What you have to do. Look through the listing for the word "this". Copy each line that has it.

+--

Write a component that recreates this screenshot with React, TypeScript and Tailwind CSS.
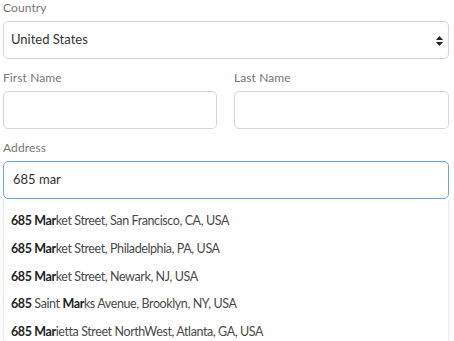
const suggestions: { parts: [string, boolean][] }[] = [
  { parts: [["685 Mar", true], ["ket Street, San Francisco, CA, USA", false]] },
  { parts: [["685 Mar", true], ["ket Street, Philadelphia, PA, USA", false]] },
  { parts: [["685 Mar", true], ["ket Street, Newark, NJ, USA", false]] },
  { parts: [["685", true], [" Saint ", false], ["Mar", true], ["ks Avenue, Brooklyn, NY, USA", false]] },
  { parts: [["685 Mar", true], ["ietta Street NorthWest, Atlanta, GA, USA", false]] },
];

function Label({ children }: { children: string }) {
  return <div className="text-[12px] leading-[16px] text-[#777] mb-[5px] tracking-[0.1px]">{children}</div>;
}

export default function App() {
  return (
    <div
      className="w-[454px] h-[341px] overflow-hidden bg-white pl-[3px] pr-[5px]"
      style={{ fontFamily: "Lato, 'Liberation Sans', sans-serif" }}
    >
      <Label>Country</Label>
      <div className="relative h-[38px] border border-[#d6d6d6] rounded-[5px] flex items-center px-[7px]">
        <span className="text-[13px] text-[#333]">United States</span>
        <svg className="absolute right-[5px] top-[14px]" width="7" height="10" viewBox="0 0 7 10">
          <path d="M3.5 0 L7 4 L0 4 Z" fill="#222" />
          <path d="M0 6 L7 6 L3.5 10 Z" fill="#222" />
        </svg>
      </div>

      <div className="flex gap-[17px] mt-[11px]">
        <div className="w-[214px]">
          <Label>First Name</Label>
          <div className="h-[38px] border border-[#d6d6d6] rounded-[5px]" />
        </div>
        <div className="flex-1">
          <Label>Last Name</Label>
          <div className="h-[38px] border border-[#d6d6d6] rounded-[5px]" />
        </div>
      </div>

      <div className="mt-[11px]">
        <Label>Address</Label>
        <div className="h-[38px] border border-[#6aa4f0] rounded-[5px] flex items-center px-[9px]">
          <span className="text-[13px] text-[#333]">685 mar</span>
        </div>
        <div className="border-x border-[#ececec] pt-[9px] shadow-[0_2px_4px_rgba(0,0,0,0.05)]">
          {suggestions.map((s, i) => (
            <div key={i} className="px-[7px] h-[27.6px] flex items-center text-[12.5px] tracking-[-0.4px] text-[#4a4a4a]">
              <span>
                {s.parts.map(([t, b], j) => (
                  <span key={j} className={b ? "font-bold text-[#222]" : ""}>{t}</span>
                ))}
              </span>
            </div>
          ))}
        </div>
      </div>
    </div>
  );
}
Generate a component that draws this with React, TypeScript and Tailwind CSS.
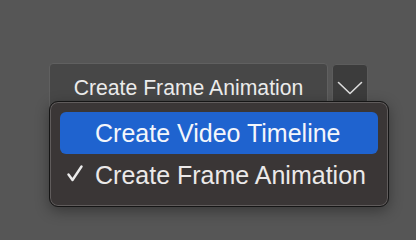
import React from 'react';

const menuItems = [
    { label: 'Create Video Timeline', active: true, checked: false },
    { label: 'Create Frame Animation', active: false, checked: true },
];

function Chevron() {
    return (
        <svg width="26" height="14" viewBox="0 0 26 14" fill="none">
            <path d="M1.5 1.5 L13 12.5 L24.5 1.5" stroke="#dcdcdc" strokeWidth="1.6" strokeLinecap="round" strokeLinejoin="round" />
        </svg>
    );
}

function Check() {
    return (
        <svg width="16" height="17" viewBox="0 0 16 17" fill="none">
            <path d="M1.5 9.5 L5.5 15 L14.5 1.5" stroke="#ebebeb" strokeWidth="2.4" strokeLinecap="round" strokeLinejoin="round" />
        </svg>
    );
}

export default function App() {
    return (
        <div className="relative w-[416px] h-[240px] overflow-hidden bg-[#565656] font-['Liberation_Sans',Arial,sans-serif]">
            <div className="flex items-start gap-[4px] pl-[49px] pt-[63px]">
                <button className="flex items-start justify-center w-[279px] h-[48px] pt-[12px] rounded-[4px] border border-[#606060] bg-[#474747] text-[21.2px] leading-[24px] text-[#ececec]">
                    Create Frame Animation
                </button>
                <button className="flex items-start justify-center w-[36px] h-[47px] mt-[1px] pt-[16px] rounded-[4px] border border-[#5c5c5c] bg-[#3c3c3c]">
                    <Chevron />
                </button>
            </div>

            {/* popup menu */}
            <div className="absolute left-[49px] top-[101px] w-[340px] h-[106px] rounded-[9px] border border-[#151515] bg-[#3a3636] shadow-[inset_0_0_0_1px_#605c5c,0_4px_14px_rgba(0,0,0,0.35)] px-[10px] pt-[10px]">
                {menuItems.map((item) => (
                    <div
                        key={item.label}
                        className={
                            'relative flex items-center h-[42px] pl-[35px] rounded-[6px] text-[25px] leading-[28px] ' +
                            (item.active ? 'bg-[#1f63cf] text-[#f4f6fb]' : 'text-[#ebe9e9]')
                        }
                    >
                        {item.checked && (
                            <span className="absolute left-[7px] top-[11px]">
                                <Check />
                            </span>
                        )}
                        {item.label}
                    </div>
                ))}
            </div>
        </div>
    );
}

+--

Right answer.
Write a component that recreates this screenshot with React, TypeScript and Tailwind CSS.
Generate a component that draws this with React, TypeScript and Tailwind CSS.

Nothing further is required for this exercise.